The dollar is poised to reverse its almost decade-long bear market trend as global growth slows, Europe’s debt problems worsen and the Federal Reserve ends its asset-buying program, according to Citigroup Inc.
The dollar may stop weakening, as it has since the 2000-2002 period, and enter a bull market for the first time since 1995, Tom Fitzpatrick, chief technical analyst at Citigroup Inc. in New York, said in a note to clients.
“Slowly but surely things have been building up,” Fitzpatrick said in a telephone interview. “We started to notice one by one all of these dynamics coming together in terms of the way the dollar was trading, the way equities were trading.”
The Dollar Index, which measures the greenback against the currencies of its six major trading partners, has fallen 38 percent since reaching a high of 121.020 in July 2001. It traded at 75.012 at 4:49 p.m. in New York.

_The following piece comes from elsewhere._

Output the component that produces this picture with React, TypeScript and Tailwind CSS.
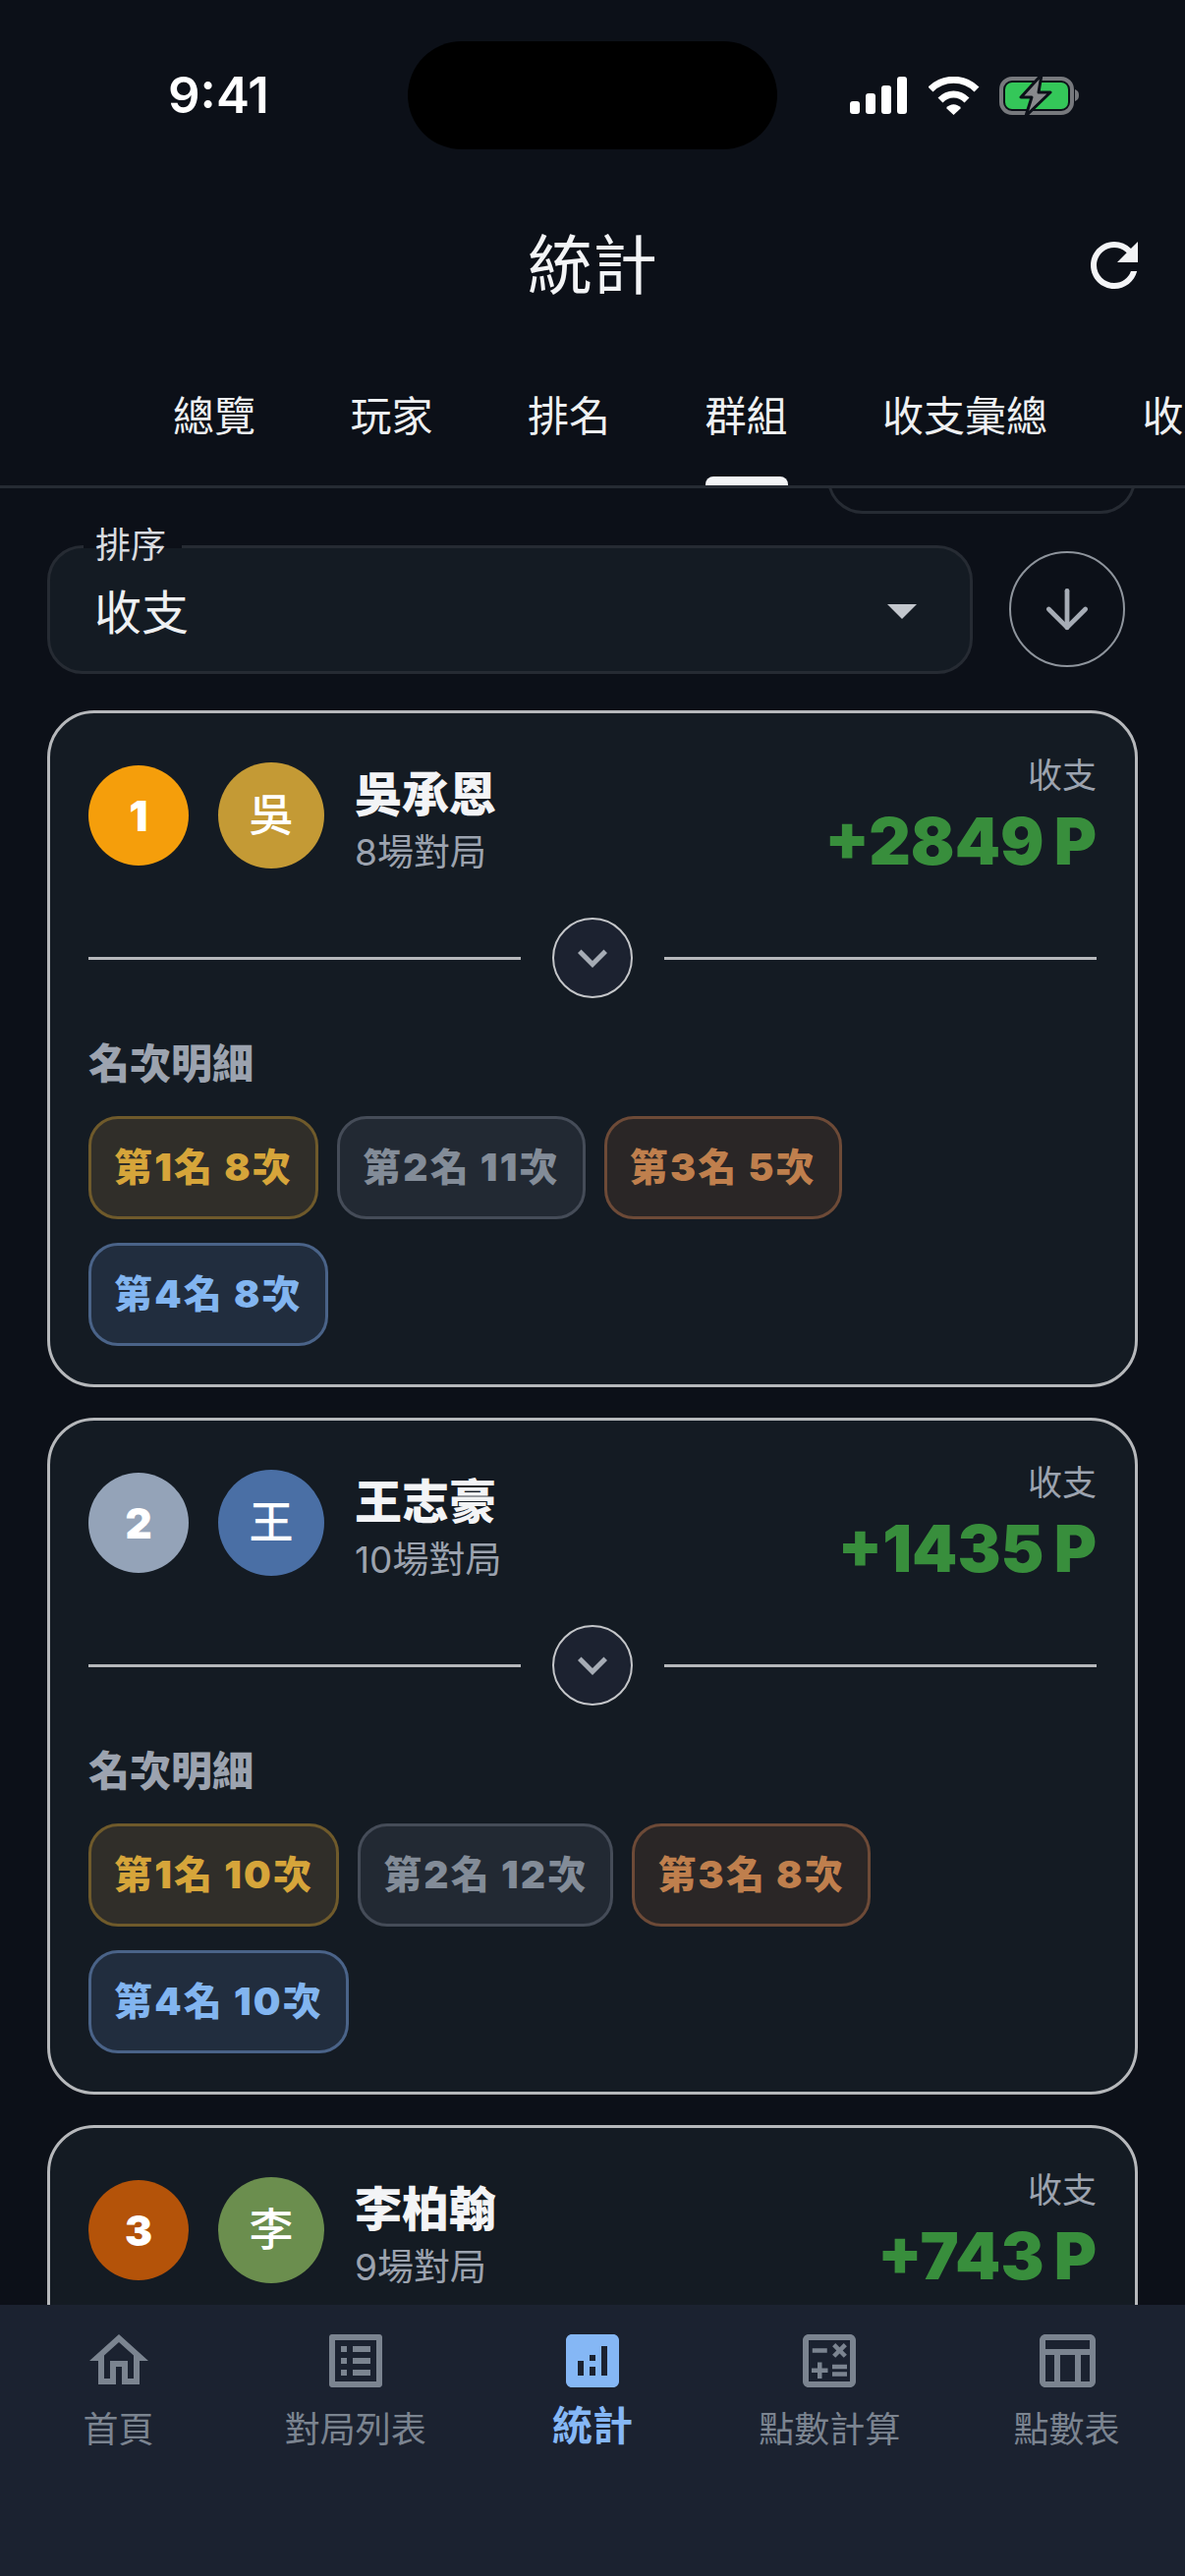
import React from "react";
import { MdRefresh, MdArrowDropDown, MdKeyboardArrowDown, MdOutlineHome, MdOutlineListAlt, MdAnalytics, MdOutlineCalculate, MdOutlineTableChart } from "react-icons/md";
import { ArrowDown } from "lucide-react";

const tabs = ["總覽", "玩家", "排名", "群組", "收支彙總", "收支"];

const chipStyles = [
  "border-[#6f5a2b] bg-[#302e29] text-[#d6a53a]",
  "border-[#454c58] bg-[#222933] text-[#838c98]",
  "border-[#6d4a37] bg-[#2a2626] text-[#bf7f4d]",
  "border-[#4a6388] bg-[#212d3e] text-[#82b5f0]",
];

function StatusBar() {
  return (
    <div className="relative h-[215px] shrink-0">
      <div className="absolute left-[415px] top-[42px] h-[110px] w-[376px] rounded-[55px] bg-black" />
      <div className="absolute left-[171px] top-[66px] text-[51px] font-semibold leading-[62px] text-white">9:41</div>
      <svg className="absolute left-[864px] top-[78px]" width="60" height="40" viewBox="0 0 60 40" fill="#fff">
        <rect x="1" y="25" width="10" height="13" rx="3" />
        <rect x="17" y="17" width="10" height="21" rx="3" />
        <rect x="33" y="9" width="10" height="29" rx="3" />
        <rect x="49" y="0" width="10" height="38" rx="3" />
      </svg>
      <svg className="absolute left-[945px] top-[78px]" width="52" height="40" viewBox="0 0 52 40" fill="none">
        <path d="M2 13 C15 0 36 0 49 13" stroke="#fff" strokeWidth="7" />
        <path d="M12 24 C20 16 31 16 39 24" stroke="#fff" strokeWidth="7" />
        <path d="M18 32 C22 27 29 27 33 32 L25.5 39 Z" fill="#fff" />
      </svg>
      <svg className="absolute left-[1017px] top-[76px]" width="84" height="42" viewBox="0 0 84 42" fill="none">
        <rect x="2" y="4" width="72" height="35" rx="11" stroke="#77797d" strokeWidth="4" />
        <rect x="6" y="8" width="64" height="27" rx="7" fill="#34c759" />
        <path d="M77 15 C80 16 81 18 81 21 C81 24 80 26 77 27 Z" fill="#77797d" />
        <path d="M43 0 L22 23 H33 L27 42 L52 18 H40 Z" fill="#88898d" stroke="#0c1018" strokeWidth="3" strokeLinejoin="round" />
      </svg>
    </div>
  );
}

function Header() {
  return (
    <div className="relative flex h-[110px] shrink-0 items-center justify-center">
      <span className="text-[66px] leading-none text-[#f3f4f6]">統計</span>
      <MdRefresh className="absolute right-[36px] top-[19px] text-[#f3f4f6]" size={72} />
    </div>
  );
}

function Tabs() {
  return (
    <div className="relative mt-[40px] flex h-[132px] shrink-0 overflow-hidden border-b-[3px] border-[#262b33] pl-[176px]">
      <div className="flex gap-[96.5px]">
        {tabs.map((t, i) => (
          <div key={t} className="relative flex h-full shrink-0 items-start pt-[31px]">
            <span className="whitespace-nowrap text-[42px] leading-[56px] text-[#eef0f2]">{t}</span>
            {i === 3 && <div className="absolute bottom-0 left-0 h-[9px] w-full rounded-t-[8px] bg-[#f3f4f6]" />}
          </div>
        ))}
      </div>
    </div>
  );
}

function SortBar() {
  return (
    <div className="relative flex h-[226px] shrink-0 items-start overflow-hidden px-[48px] pt-[58px]">
      <div className="absolute left-[842px] top-[-30px] h-[56px] w-[314px] rounded-b-[36px] border-[3px] border-[#262b33]" />
      <div className="relative flex h-[131px] w-[942px] items-center justify-between rounded-[36px] border-[3px] border-[#262b33] bg-[#141b23] pl-[45px] pr-[33px]">
        <div className="absolute left-[34px] top-[-3px] h-[3px] w-[100px] bg-[#0c1018]" />
        <span className="absolute left-[46px] top-[-25px] text-[36px] leading-[44px] text-[#d9dce0]">排序</span>
        <span className="pt-[6px] text-[48px] leading-[60px] text-[#eef0f2]">收支</span>
        <MdArrowDropDown className="text-[#c3c7cd]" size={72} />
      </div>
      <div className="ml-[37px] mt-[6px] flex h-[118px] w-[118px] items-center justify-center rounded-full border-2 border-[#8e949c]">
        <ArrowDown className="text-[#a6acb5]" size={64} strokeWidth={1.8} />
      </div>
    </div>
  );
}

function Card({ rank, rankColor, avatarColor, initial, name, games, amount, chips }: {
  rank: number; rankColor: string; avatarColor: string; initial: string; name: string; games: number; amount: string; chips: string[];
}) {
  return (
    <div className="h-[689px] shrink-0 rounded-[48px] border-[3px] border-[#b6b8bb] bg-[#141b23] px-[39px] pt-[31px]">
      <div className="flex h-[146px] justify-between">
        <div className="flex items-center">
          <div className={`flex h-[102px] w-[102px] items-center justify-center rounded-full text-[42px] font-black text-white ${rankColor}`}>{rank}</div>
          <div className={`ml-[30px] flex h-[108px] w-[108px] items-center justify-center rounded-full text-[45px] font-medium text-white ${avatarColor}`}>{initial}</div>
          <div className="ml-[31px] flex flex-col pt-[14px]">
            <span className="text-[48px] font-black leading-[62px] text-[#f3f4f6]">{name}</span>
            <span className="text-[37px] leading-[56px] text-[#9ca3af]">{games}場對局</span>
          </div>
        </div>
        <div className="flex flex-col items-end pt-[10px]">
          <span className="text-[35px] leading-[44px] text-[#9ca3af]">收支</span>
          <span className="mt-[5px] text-[66px] font-black leading-[80px] text-[#388e3c] [word-spacing:-3px]">{amount}</span>
        </div>
      </div>
      <div className="mt-[31px] flex items-center gap-[32px]">
        <div className="h-[3px] flex-1 bg-[#b6b8bb]" />
        <div className="flex h-[82px] w-[82px] items-center justify-center rounded-full border-[2px] border-[#c4c6c9] bg-[#1c2230]">
          <MdKeyboardArrowDown className="text-[#a6acb5]" size={60} />
        </div>
        <div className="h-[3px] flex-1 bg-[#b6b8bb]" />
      </div>
      <div className="mt-[39px] text-[42px] font-black leading-[56px] text-[#9ca3af]">名次明細</div>
      <div className="mt-[25px] flex flex-wrap gap-x-[19px] gap-y-[24px] pr-[60px]">
        {chips.map((c, i) => (
          <div key={c} className={`flex h-[105px] items-center rounded-[30px] border-[3px] px-[23px] text-[39px] font-black tracking-[2.2px] ${chipStyles[i]}`}>{c}</div>
        ))}
      </div>
    </div>
  );
}

function BottomNav() {
  const items = [
    { label: "首頁", Icon: MdOutlineHome },
    { label: "對局列表", Icon: MdOutlineListAlt },
    { label: "統計", Icon: MdAnalytics, active: true },
    { label: "點數計算", Icon: MdOutlineCalculate },
    { label: "點數表", Icon: MdOutlineTableChart },
  ];
  return (
    <div className="grid h-[276px] shrink-0 grid-cols-5 bg-[#1b2230] pt-[21px]">
      {items.map(({ label, Icon, active }) => (
        <div key={label} className={`flex flex-col items-center ${active ? "text-[#85b7f5]" : "text-[#7b8490]"}`}>
          <Icon size={72} />
          {active ? (
            <span className="mt-[3px] text-[41px] font-bold leading-[54px]">{label}</span>
          ) : (
            <span className="mt-[7px] text-[36px] leading-[54px]">{label}</span>
          )}
        </div>
      ))}
    </div>
  );
}

export default function App() {
  return (
    <div className="flex h-[2622px] w-[1206px] flex-col overflow-hidden bg-[#0c1018] [font-family:Inter,'Noto_Sans_CJK_TC',sans-serif]">
      <StatusBar />
      <Header />
      <Tabs />
      <SortBar />
      <div className="flex min-h-0 flex-1 flex-col gap-[31px] overflow-hidden px-[48px]">
        <Card rank={1} rankColor="bg-[#f59e0b]" avatarColor="bg-[#c49a35]" initial="吳" name="吳承恩" games={8} amount="+2849 P" chips={["第1名 8次", "第2名 11次", "第3名 5次", "第4名 8次"]} />
        <Card rank={2} rankColor="bg-[#94a3b8]" avatarColor="bg-[#4a6fa5]" initial="王" name="王志豪" games={10} amount="+1435 P" chips={["第1名 10次", "第2名 12次", "第3名 8次", "第4名 10次"]} />
        <Card rank={3} rankColor="bg-[#b45309]" avatarColor="bg-[#6b8e4e]" initial="李" name="李柏翰" games={9} amount="+743 P" chips={[]} />
      </div>
      <BottomNav />
    </div>
  );
}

The Fed this month will end a $600 billion Treasury-buying program it implemented in November in an effort to stimulate the U.S. economy. The central bank is unlikely to introduce another such program, Fitzpatrick said. As equities, commodities, and currencies linked to growth underperform, the dollar will benefit, he added.
The Standard & Poor’s 500 Index ended the week little changed after falling for six straight weeks. The Thomson Reuters/Jefferies CRB index of raw materials dropped 3.6 percent this week, the most since the five days ended May 6.
European leaders are working to finalize a second rescue package for Greece, which may need to rollover maturing bonds to avoid a default. Moody’s Investors Service placed Italy’s Aa2-sovereign rating on review for possible downgrade, signaling concern about the contagion effects of Greece’s crisis.
“None of the above suggests a very pretty picture ahead and in a lot of instances suggests a possible reversal of the position of the abundant U.S. dollar supply and flow of money out of the U.S. and a possible reversal of the ‘monster carry trade’ of the U.S. dollar as a funding currency to the world,” Fitzpatrick wrote.
Low interest rates in the U.S. make the dollar ideal as a funding currency to buy higher-yielding assets elsewhere.